Write out the listing below exactly, and omit any images you find in it.

** Begin **

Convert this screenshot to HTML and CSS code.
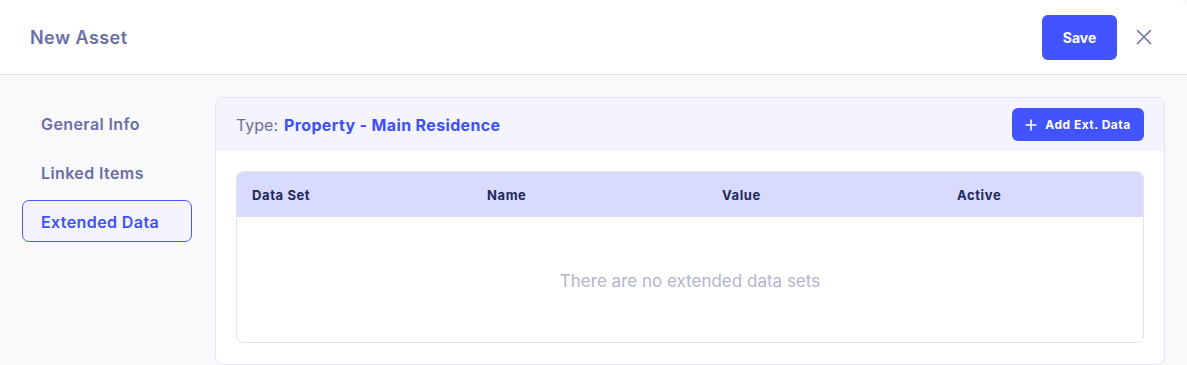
FILE: index.html
```html
<!DOCTYPE html>
<html lang="en">
<head>
    <meta charset="UTF-8">
    <meta name="viewport" content="width=device-width, initial-scale=1.0">
    <title>New Asset</title>
    <link rel="stylesheet" href="styles.css">
</head>
<body>

    <div class="modal">
        <!-- Header -->
        <div class="modal-header">
            <h1 class="modal-title">New Asset</h1>
            <div class="header-actions">
                <button class="save-btn">Save</button>
                <button class="close-btn" aria-label="Close">
                    <svg width="16" height="16" viewBox="0 0 16 16">
                        <path d="M1.5 1.5 L14.5 14.5 M14.5 1.5 L1.5 14.5" stroke="#70749c" stroke-width="1.6" fill="none" stroke-linecap="round"/>
                    </svg>
                </button>
            </div>
        </div>

        <div class="modal-body">
            <div class="side-nav">
                <div class="nav-item">General Info</div>
                <div class="nav-item">Linked Items</div>
                <div class="nav-item active">Extended Data</div>
            </div>

            <div class="card">
                <div class="card-header">
                    <div class="type-line">
                        <span class="type-label">Type:</span>
                        <span class="type-value">Property - Main Residence</span>
                    </div>
                    <button class="add-btn">
                        <svg width="12" height="12" viewBox="0 0 12 12">
                            <path d="M6 0.5 V11.5 M0.5 6 H11.5" stroke="#fff" stroke-width="1.6" fill="none"/>
                        </svg>
                        Add Ext. Data
                    </button>
                </div>

                <div class="card-content">
                    <div class="table">
                        <div class="table-head">
                            <div>Data Set</div>
                            <div>Name</div>
                            <div>Value</div>
                            <div>Active</div>
                        </div>
                        <div class="table-empty">There are no extended data sets</div>
                    </div>
                </div>
            </div>
        </div>
    </div>

</body>
</html>
```

FILE: styles.css
```css
body {
    margin: 0;
    font-family: Inter, "Noto Sans", sans-serif;
    background-color: #f9f9fb;
    overflow: hidden;
}

.modal {
    height: 365px;
    display: flex;
    flex-direction: column;
}

.modal-header {
    height: 74px;
    background: white;
    border-bottom: 1px solid #dedfe6;
    border-top-right-radius: 8px;
    display: flex;
    align-items: center;
    justify-content: space-between;
    padding: 0 35px 0 30px;
}

.modal-title {
    margin: 0;
    font-size: 18px;
    font-weight: 600;
    color: #6a6ea6;
    letter-spacing: 0.45px;
}

.header-actions {
    display: flex;
    align-items: center;
    gap: 19px;
}

.save-btn {
    width: 75px;
    height: 45px;
    border: none;
    border-radius: 6px;
    background-color: #4254ff;
    color: white;
    font-family: inherit;
    font-size: 14px;
    font-weight: 700;
    cursor: pointer;
}

.close-btn {
    background: none;
    border: none;
    padding: 0;
    width: 16px;
    height: 16px;
    display: flex;
    cursor: pointer;
}

.modal-body {
    flex: 1;
    display: flex;
    padding: 22px 22px 0 22px;
    gap: 23px;
}

.side-nav {
    width: 170px;
    padding-top: 5px;
    display: flex;
    flex-direction: column;
    gap: 7px;
}

.nav-item {
    height: 42px;
    box-sizing: border-box;
    display: flex;
    align-items: center;
    padding: 1px 0 0 18px;
    border: 1px solid transparent;
    border-radius: 7px;
    font-size: 16px;
    font-weight: 600;
    color: #6a6ea6;
    letter-spacing: 0.4px;
}

.nav-item.active {
    border-color: #4a5bff;
    background-color: #f4f4fe;
    color: #3e50f7;
}

.card {
    width: 950px;
    box-sizing: border-box;
    background: white;
    border: 1px solid #e4e6f0;
    border-radius: 8px;
    overflow: hidden;
    display: flex;
    flex-direction: column;
}

.card-header {
    height: 53px;
    background-color: #f3f4fe;
    display: flex;
    align-items: center;
    justify-content: space-between;
    padding: 0 20px;
}

.type-line {
    display: flex;
    align-items: baseline;
    gap: 6px;
    font-size: 16px;
    padding-top: 1px;
}

.type-label {
    color: #6b6f92;
}

.type-value {
    color: #3e50f7;
    font-weight: 700;
    letter-spacing: 0.35px;
}

.add-btn {
    height: 33px;
    width: 132px;
    border: none;
    border-radius: 6px;
    background-color: #4254ff;
    color: white;
    font-family: inherit;
    font-size: 12px;
    font-weight: 700;
    letter-spacing: 0.5px;
    display: flex;
    align-items: center;
    justify-content: center;
    gap: 8px;
    cursor: pointer;
}

.card-content {
    padding: 20px 20px 20px 20px;
}

.table {
    border: 1px solid #e2e4ee;
    border-radius: 7px;
    overflow: hidden;
}

.table-head {
    height: 45px;
    background-color: #d8dbfc;
    display: grid;
    grid-template-columns: 235px 235px 235px 1fr;
    align-items: center;
    padding-left: 15px;
    font-size: 13px;
    font-weight: 700;
    color: #22285c;
    letter-spacing: 0.6px;
}

.table-empty {
    height: 125px;
    display: flex;
    align-items: center;
    justify-content: center;
    font-size: 17px;
    color: #b3b5cc;
    padding-top: 2px;
    box-sizing: border-box;
}
```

** End **

_Problem solution_
Convert this screenshot to HTML and CSS code.
FILE: index.html
```html
<!DOCTYPE html>
<html lang="en">
<head>
    <meta charset="UTF-8">
    <meta name="viewport" content="width=device-width, initial-scale=1.0">
    <title>New Asset</title>
    <link rel="stylesheet" href="styles.css">
</head>
<body>

    <div class="modal">
        <!-- Header -->
        <div class="modal-header">
            <h1 class="modal-title">New Asset</h1>
            <div class="header-actions">
                <button class="save-btn">Save</button>
                <button class="close-btn" aria-label="Close">
                    <svg width="16" height="16" viewBox="0 0 16 16">
                        <path d="M1.5 1.5 L14.5 14.5 M14.5 1.5 L1.5 14.5" stroke="#70749c" stroke-width="1.6" fill="none" stroke-linecap="round"/>
                    </svg>
                </button>
            </div>
        </div>

        <div class="modal-body">
            <div class="side-nav">
                <div class="nav-item">General Info</div>
                <div class="nav-item">Linked Items</div>
                <div class="nav-item active">Extended Data</div>
            </div>

            <div class="card">
                <div class="card-header">
                    <div class="type-line">
                        <span class="type-label">Type:</span>
                        <span class="type-value">Property - Main Residence</span>
                    </div>
                    <button class="add-btn">
                        <svg width="12" height="12" viewBox="0 0 12 12">
                            <path d="M6 0.5 V11.5 M0.5 6 H11.5" stroke="#fff" stroke-width="1.6" fill="none"/>
                        </svg>
                        Add Ext. Data
                    </button>
                </div>

                <div class="card-content">
                    <div class="table">
                        <div class="table-head">
                            <div>Data Set</div>
                            <div>Name</div>
                            <div>Value</div>
                            <div>Active</div>
                        </div>
                        <div class="table-empty">There are no extended data sets</div>
                    </div>
                </div>
            </div>
        </div>
    </div>

</body>
</html>
```

FILE: styles.css
```css
body {
    margin: 0;
    font-family: Inter, "Noto Sans", sans-serif;
    background-color: #f9f9fb;
    overflow: hidden;
}

.modal {
    height: 365px;
    display: flex;
    flex-direction: column;
}

.modal-header {
    height: 74px;
    background: white;
    border-bottom: 1px solid #dedfe6;
    border-top-right-radius: 8px;
    display: flex;
    align-items: center;
    justify-content: space-between;
    padding: 0 35px 0 30px;
}

.modal-title {
    margin: 0;
    font-size: 18px;
    font-weight: 600;
    color: #6a6ea6;
    letter-spacing: 0.45px;
}

.header-actions {
    display: flex;
    align-items: center;
    gap: 19px;
}

.save-btn {
    width: 75px;
    height: 45px;
    border: none;
    border-radius: 6px;
    background-color: #4254ff;
    color: white;
    font-family: inherit;
    font-size: 14px;
    font-weight: 700;
    cursor: pointer;
}

.close-btn {
    background: none;
    border: none;
    padding: 0;
    width: 16px;
    height: 16px;
    display: flex;
    cursor: pointer;
}

.modal-body {
    flex: 1;
    display: flex;
    padding: 22px 22px 0 22px;
    gap: 23px;
}

.side-nav {
    width: 170px;
    padding-top: 5px;
    display: flex;
    flex-direction: column;
    gap: 7px;
}

.nav-item {
    height: 42px;
    box-sizing: border-box;
    display: flex;
    align-items: center;
    padding: 1px 0 0 18px;
    border: 1px solid transparent;
    border-radius: 7px;
    font-size: 16px;
    font-weight: 600;
    color: #6a6ea6;
    letter-spacing: 0.4px;
}

.nav-item.active {
    border-color: #4a5bff;
    background-color: #f4f4fe;
    color: #3e50f7;
}

.card {
    width: 950px;
    box-sizing: border-box;
    background: white;
    border: 1px solid #e4e6f0;
    border-radius: 8px;
    overflow: hidden;
    display: flex;
    flex-direction: column;
}

.card-header {
    height: 53px;
    background-color: #f3f4fe;
    display: flex;
    align-items: center;
    justify-content: space-between;
    padding: 0 20px;
}

.type-line {
    display: flex;
    align-items: baseline;
    gap: 6px;
    font-size: 16px;
    padding-top: 1px;
}

.type-label {
    color: #6b6f92;
}

.type-value {
    color: #3e50f7;
    font-weight: 700;
    letter-spacing: 0.35px;
}

.add-btn {
    height: 33px;
    width: 132px;
    border: none;
    border-radius: 6px;
    background-color: #4254ff;
    color: white;
    font-family: inherit;
    font-size: 12px;
    font-weight: 700;
    letter-spacing: 0.5px;
    display: flex;
    align-items: center;
    justify-content: center;
    gap: 8px;
    cursor: pointer;
}

.card-content {
    padding: 20px 20px 20px 20px;
}

.table {
    border: 1px solid #e2e4ee;
    border-radius: 7px;
    overflow: hidden;
}

.table-head {
    height: 45px;
    background-color: #d8dbfc;
    display: grid;
    grid-template-columns: 235px 235px 235px 1fr;
    align-items: center;
    padding-left: 15px;
    font-size: 13px;
    font-weight: 700;
    color: #22285c;
    letter-spacing: 0.6px;
}

.table-empty {
    height: 125px;
    display: flex;
    align-items: center;
    justify-content: center;
    font-size: 17px;
    color: #b3b5cc;
    padding-top: 2px;
    box-sizing: border-box;
}
```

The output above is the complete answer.